The day started a little earlier than usual with the 5 am fireworks and all. The resulting explosions were surround sound with all three Iglesias’s (churches) participating. There was an explosion every 15 seconds for 2 straight hours. The sun comes up at 7:15 so this is going on for 2 straight hours before daylight. It turns out that today is Mary’s name day (as in the Mother Mary).  Everyone has a name day; it’s like a birthday. Then there are the saints days.  And there are the trades days; carpenters, etc. And there are tons of other reasons to pretty much have a year around party.  So Mexico can be a noisy place but still if I were a nine to fiver and had a long commute to look forward to I’d be seriously pissed when my alarm clock got pre-empted by mortar fire.

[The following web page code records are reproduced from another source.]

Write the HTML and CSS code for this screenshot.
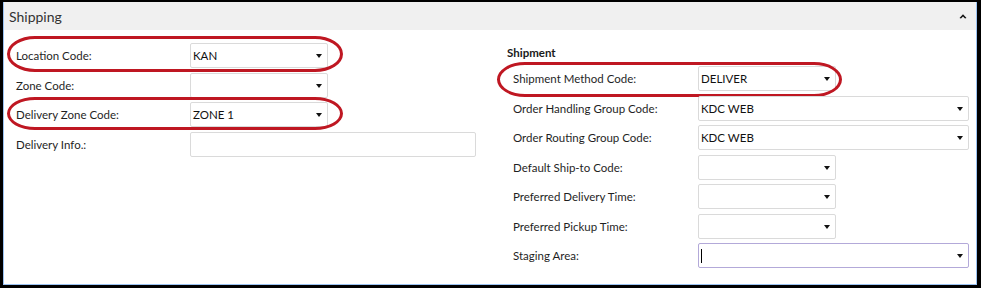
FILE: index.html
```html
<!DOCTYPE html>
<html lang="en">
<head>
    <meta charset="UTF-8">
    <title>Shipping</title>
    <link rel="stylesheet" href="styles.css">
</head>
<body>
    <div class="frame">
        <div class="panel">
            <!-- Cabecera del grupo -->
            <div class="panel-header">
                <span class="panel-title">Shipping</span>
                <svg class="collapse-icon" width="8" height="6" viewBox="0 0 8 6">
                    <path d="M0.5 5 L4 1.2 L7.5 5 L6 5.6 L4 3.5 L2 5.6 Z" fill="#111"/>
                </svg>
            </div>

            <div class="panel-body">
                <!-- Columna izquierda -->
                <div class="col col-left">
                    <div class="field">
                        <span class="label">Location Code:</span>
                        <div class="input select short">KAN</div>
                        <div class="mark mark-location"></div>
                    </div>
                    <div class="field">
                        <span class="label">Zone Code:</span>
                        <div class="input select short"></div>
                    </div>
                    <div class="field">
                        <span class="label">Delivery Zone Code:</span>
                        <div class="input select short">ZONE 1</div>
                        <div class="mark mark-zone"></div>
                    </div>
                    <div class="field">
                        <span class="label">Delivery Info.:</span>
                        <div class="input wide-left"></div>
                    </div>
                </div>

                <!-- Columna derecha -->
                <div class="col col-right">
                    <div class="group-title">Shipment</div>
                    <div class="field">
                        <span class="label">Shipment Method Code:</span>
                        <div class="input select short">DELIVER</div>
                        <div class="mark mark-method"></div>
                    </div>
                    <div class="field">
                        <span class="label">Order Handling Group Code:</span>
                        <div class="input select wide">KDC WEB</div>
                    </div>
                    <div class="field">
                        <span class="label">Order Routing Group Code:</span>
                        <div class="input select wide">KDC WEB</div>
                    </div>
                    <div class="field">
                        <span class="label">Default Ship-to Code:</span>
                        <div class="input select short"></div>
                    </div>
                    <div class="field">
                        <span class="label">Preferred Delivery Time:</span>
                        <div class="input select short"></div>
                    </div>
                    <div class="field">
                        <span class="label">Preferred Pickup Time:</span>
                        <div class="input select short"></div>
                    </div>
                    <div class="field">
                        <span class="label">Staging Area:</span>
                        <div class="input select wide focused"><span class="caret"></span></div>
                    </div>
                </div>
            </div>
        </div>
    </div>
</body>
</html>
```

FILE: styles.css
```css
body {
    margin: 0;
    padding: 0;
    background-color: #fff;
    font-family: 'Lato', 'Liberation Sans', sans-serif;
    font-size: 11.5px;
    color: #1a1a1a;
}

.frame {
    width: 981px;
    height: 288px;
    box-sizing: border-box;
    border-style: solid;
    border-color: #000;
    border-width: 2px 4px 3px 3px;
    margin-right: 1px;
}

.panel {
    height: 100%;
    box-sizing: border-box;
    border: 1px solid #9cc3f2;
    border-top: none;
    background-color: #fff;
}

.panel-header {
    height: 28px;
    background-color: #f0f0f0;
    display: flex;
    align-items: center;
    justify-content: space-between;
    padding: 0 9px 0 5px;
}

.panel-title {
    font-size: 14px;
    color: #333;
}

.collapse-icon {
    display: block;
    margin-top: -1px;
}

.panel-body {
    display: flex;
}

.col {
    display: flex;
    flex-direction: column;
    gap: 4.5px;
}

.col-left {
    width: 479px;
    padding: 13px 0 0 12px;
}

.col-right {
    padding: 15px 0 0 12px;
}

.group-title {
    font-weight: bold;
    height: 16px;
    line-height: 16px;
    margin-bottom: 0.5px;
}

.field {
    position: relative;
    display: flex;
    align-items: center;
    height: 25px;
}

.col-left .label {
    width: 174px;
}

.col-right .label {
    width: 185px;
    padding-left: 6px;
}

.label {
    color: #1f1f1f;
    white-space: nowrap;
}

.input {
    position: relative;
    height: 25px;
    box-sizing: border-box;
    border: 1px solid #dadada;
    border-radius: 2px;
    background-color: #fff;
    padding-left: 2px;
    line-height: 23px;
    color: #111;
}

.input.short {
    width: 138px;
}

.input.wide {
    width: 271px;
}

.input.wide-left {
    width: 286px;
}

.input.select::after {
    content: "";
    position: absolute;
    right: 5px;
    top: 10px;
    border-left: 3px solid transparent;
    border-right: 3px solid transparent;
    border-top: 4px solid #111;
}

.input.focused {
    border-color: #b3a9d9;
}

.caret {
    position: absolute;
    left: 2px;
    top: 5px;
    width: 1px;
    height: 14px;
    background-color: #000;
}

/* Marcas rojas dibujadas a mano */
.mark {
    position: absolute;
    border: 3px solid #bf1722;
    pointer-events: none;
}

.mark-location {
    left: -9px;
    top: -7px;
    width: 330px;
    height: 30px;
    border-radius: 28px / 50%;
}

.mark-zone {
    left: -9px;
    top: -5px;
    width: 330px;
    height: 27px;
    border-radius: 28px / 50%;
}

.mark-method {
    left: -10px;
    top: -4px;
    width: 339px;
    height: 29px;
    border-radius: 28px / 50%;
}
```
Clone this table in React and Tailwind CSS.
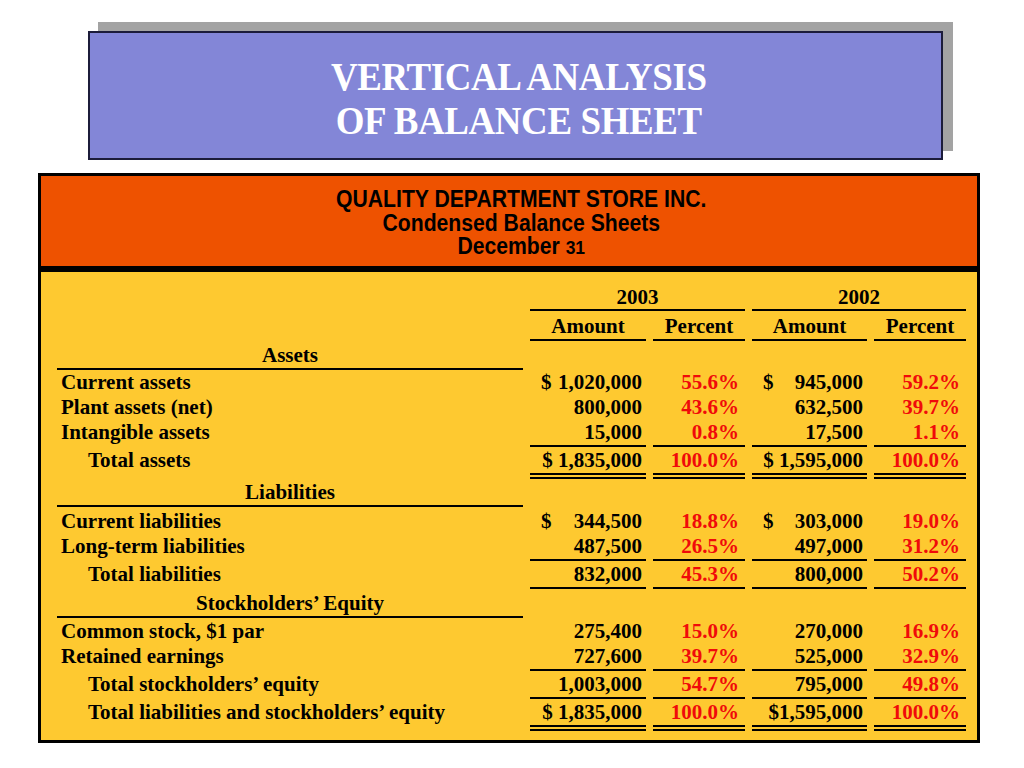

But I really don’t mind anymore. And I am a morning person after all so getting up a little earlier than usual doesn’t bother me. And I had lots to do. It was a run day. I had sandals to ship. I’m working on a new bag. I am also working with a new huarachero to adapt one of his classic sandal designs onto my sole (recycled airplane tire) with a better grade of leather for the upper – and with a couple of other very small modifications… and I am heavily engrossed in writing my maybe never to be published, next novel.

I drank coffee and worked on the party chapter for novel numero dos waiting for Gaby’s to open up at 8. I walked down for a very tasty breakfast of eggs, beans, homemade salsa and fresh tortillas. I wished she served coffee but she like so many others here in Latin America have somehow gotten Nescafe confused with real coffee; art imitating life and all that I guess. Anyway, damn those wily Swiss!

I wrote for an hour after breakfast before suiting up for my run. That’s running shorts, sandals, and a bandana around my head to keep the sweat out of my eyes.

Midway into my run I saw a rancher with two dogs. I only overheard part of the conversation but it started with the big dog saying, ‘I am going to go eat that guy’. The smaller dog wagged his tail in anticipation. The rancher said, ‘No you’re not’. The big dog got up anyway, followed by the smaller dog, and started to cross the short distance of freshly mowed field that separated us. The rancher yelled ‘Venga aca pendajos’(get your asses back here)!. The dogs quit running but didn’t exactly stop either. The rancher said, ‘If you eat that guy I am going to beat you everyday and not feed you for a week’. The dogs reluctantly returned.

Running in the valley I am constantly mindful of three things: First – dogs. Second – not stopping to pee where I have to stand too close to a mound of fire ants. And three – when hunting season starts up in December I need to start early and end early and avoid the weekends when there are sometimes multiple pickup trucks cruising around the canal roads loaded with kids in the back all sporting small caliber firearms. All I can hope is if I do manage to catch a stray or for that matter intentional bullet that it doesn’t hit a vital organ like my liver.

The army with logic and reasons known only unto itself had two trucks patrolling nose to asshole (to borrow from the ranching vernacular), on the valley roads this morning. Manned and mounted big M-60s with lots of other guys sporting M16s dressed all alike in body armor and sporting scary face-masks. I put up my hands and made a feigning motion as they passed like ‘Don’t shoot’ all the meanwhile reciting The Lord’s Prayer. A couple men laughed at the half naked old gringo running with the water bottle while a few soldiers scowled. I had that déjà vu feeling that there was possibly more than one ‘rancher to big dog’ kind of conversation happening as they continued to slowly traverse in the opposite direction.